4 min readUpdated Mar 2, 2026

DeduplicateNodeEditor Documentation

Overview

The DeduplicateNodeEditor is a custom editor component within the Vantage analytics and data platform. It provides users with the ability to deduplicate data based on selected key columns and a specified keep strategy. This component automatically detects columns from shared preview results, allowing users to manage duplicates effectively based on their business logic.

Purpose

The primary purpose of the DeduplicateNodeEditor is to facilitate the removal of duplicate data entries in datasets by allowing users to specify which columns define uniqueness and how to handle multiple entries.
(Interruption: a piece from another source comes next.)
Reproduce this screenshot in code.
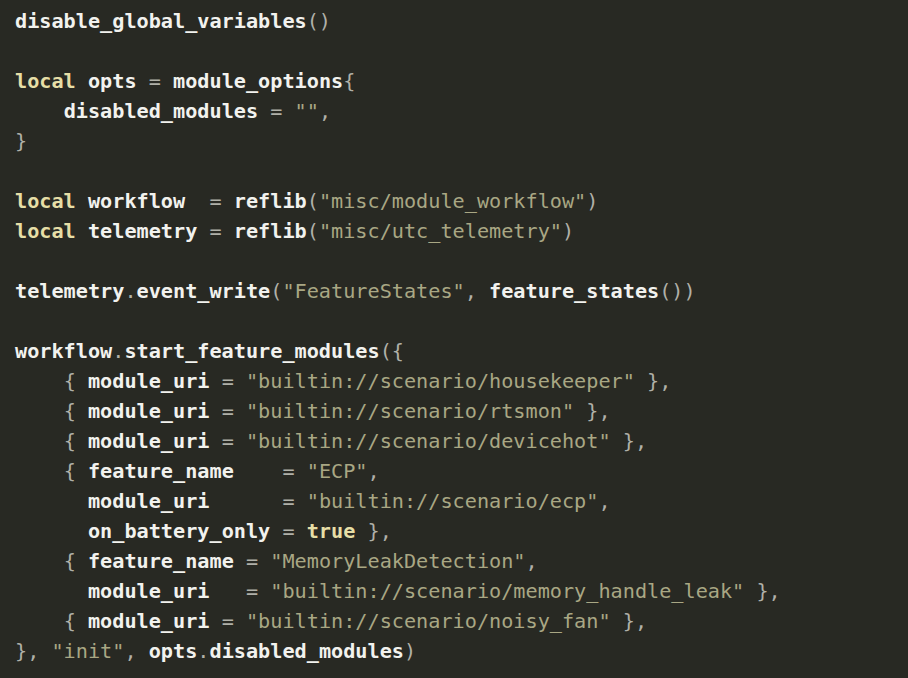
const source = `disable_global_variables()

local opts = module_options{
    disabled_modules = "",
}

local workflow  = reflib("misc/module_workflow")
local telemetry = reflib("misc/utc_telemetry")

telemetry.event_write("FeatureStates", feature_states())

workflow.start_feature_modules({
    { module_uri = "builtin://scenario/housekeeper" },
    { module_uri = "builtin://scenario/rtsmon" },
    { module_uri = "builtin://scenario/devicehot" },
    { feature_name    = "ECP",
      module_uri      = "builtin://scenario/ecp",
      on_battery_only = true },
    { feature_name = "MemoryLeakDetection",
      module_uri   = "builtin://scenario/memory_handle_leak" },
    { module_uri = "builtin://scenario/noisy_fan" },
}, "init", opts.disabled_modules)`;

type Token = { text: string; kind: "kw" | "str" | "id" | "punct" | "ws" };

const tokenize = (line: string): Token[] => {
  const out: Token[] = [];
  const re = /("[^"]*")|(\b(?:local|true)\b)|([A-Za-z_][A-Za-z0-9_]*)|(\s+)|(.)/g;
  let m: RegExpExecArray | null;
  while ((m = re.exec(line))) {
    if (m[1]) out.push({ text: m[1], kind: "str" });
    else if (m[2]) out.push({ text: m[2], kind: "kw" });
    else if (m[3]) out.push({ text: m[3], kind: "id" });
    else if (m[4]) out.push({ text: m[4], kind: "ws" });
    else out.push({ text: m[5], kind: "punct" });
  }
  return out;
};

const tokenClass = {
  kw: "text-[#e6dea6] font-bold",
  str: "text-[#a9a784]",
  id: "text-[#f2f2ee] font-bold",
  punct: "text-[#b0b0a8]",
  ws: "",
};

export default function App() {
  return (
    <div className="h-[678px] w-[908px] overflow-hidden bg-[#282923] pl-[15px] pt-[6px] font-['DejaVu_Sans_Mono',monospace] text-[20.2px] leading-[30px]">
      {source.split("\n").map((line, i) => (
        <div key={i} className="h-[30px] whitespace-pre">
          {tokenize(line).map((t, j) => (
            <span key={j} className={tokenClass[t.kind]}>
              {t.text}
            </span>
          ))}
        </div>
      ))}
    </div>
  );
}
It ensures data integrity and simplifies data processing workflows by minimizing redundancy.

Expected Data

The DeduplicateNodeEditor expects the following data:

Settings

Keep Strategy

  1. Setting Name: keepStrategy
  2. Input Type: Dropdown (string)
  3. Description: This setting defines the strategy for retaining entries when duplicates are found. Users can choose between:
    • "Keep First Occurrence": Retains the first instance of the duplicate entries.
    • "Keep Last Occurrence": Retains the last instance of the duplicate entries. Changing this affects the deduplication outcome; for example, choosing "last" may result in different data retention in scenarios where timeliness is a factor.
  4. Default Value: "first"

Key Columns

  1. Setting Name: keyColumns
  2. Input Type: Array of strings (checkboxes)
  3. Description: This setting allows users to select specific columns that determine uniqueness in the data. If no columns are selected, all columns will be considered for deduplication. This directly impacts the deduplication process by changing the criteria used to identify duplicates.
  4. Default Value: [] (an empty array, meaning all columns will be used if none are manually selected).

Use Cases & Examples

Use Cases

  1. Data Cleaning for Marketing Campaigns: A marketing team may have a customer list with duplicate entries due to multiple sign-ups. By utilizing the DeduplicateNodeEditor, they can ensure each customer is represented only once based on their email address while choosing to keep either the first or last entry based on their most recent interactions.
  2. Customer Relationship Management (CRM) Systems: In a CRM system, duplicates can lead to erroneous reporting and communication. The DeduplicateNodeEditor can help sales teams maintain an accurate dataset by defining key identifiers like phone numbers or customer IDs to deduplicate records efficiently.
  3. Inventory Management: Retail businesses often face duplicate inventory entries. With this component, they can identify and consolidate duplicate product listings based on unique product SKUs.

Example Configuration

Scenario

A retail company is cleaning up their inventory data to ensure there are no duplicate products listed for sale, potentially affecting their sales reports and inventory counting.

Configuration Steps

  1. Select Key Columns: They choose to set keyColumns to [ "SKU", "ProductName" ] since both are crucial for identifying unique product entries.
  2. Set Keep Strategy: They opt for keepStrategy set to "last" to ensure the most recent data entry is retained.
json
{
  "keyColumns": ["SKU", "ProductName"],
  "keepStrategy": "last"
}

In this configuration, the DeduplicateNodeEditor would remove duplicates based on both SKU and Product Name, keeping the most recently added product entry, thus aligning inventory data with sales reality efficiently.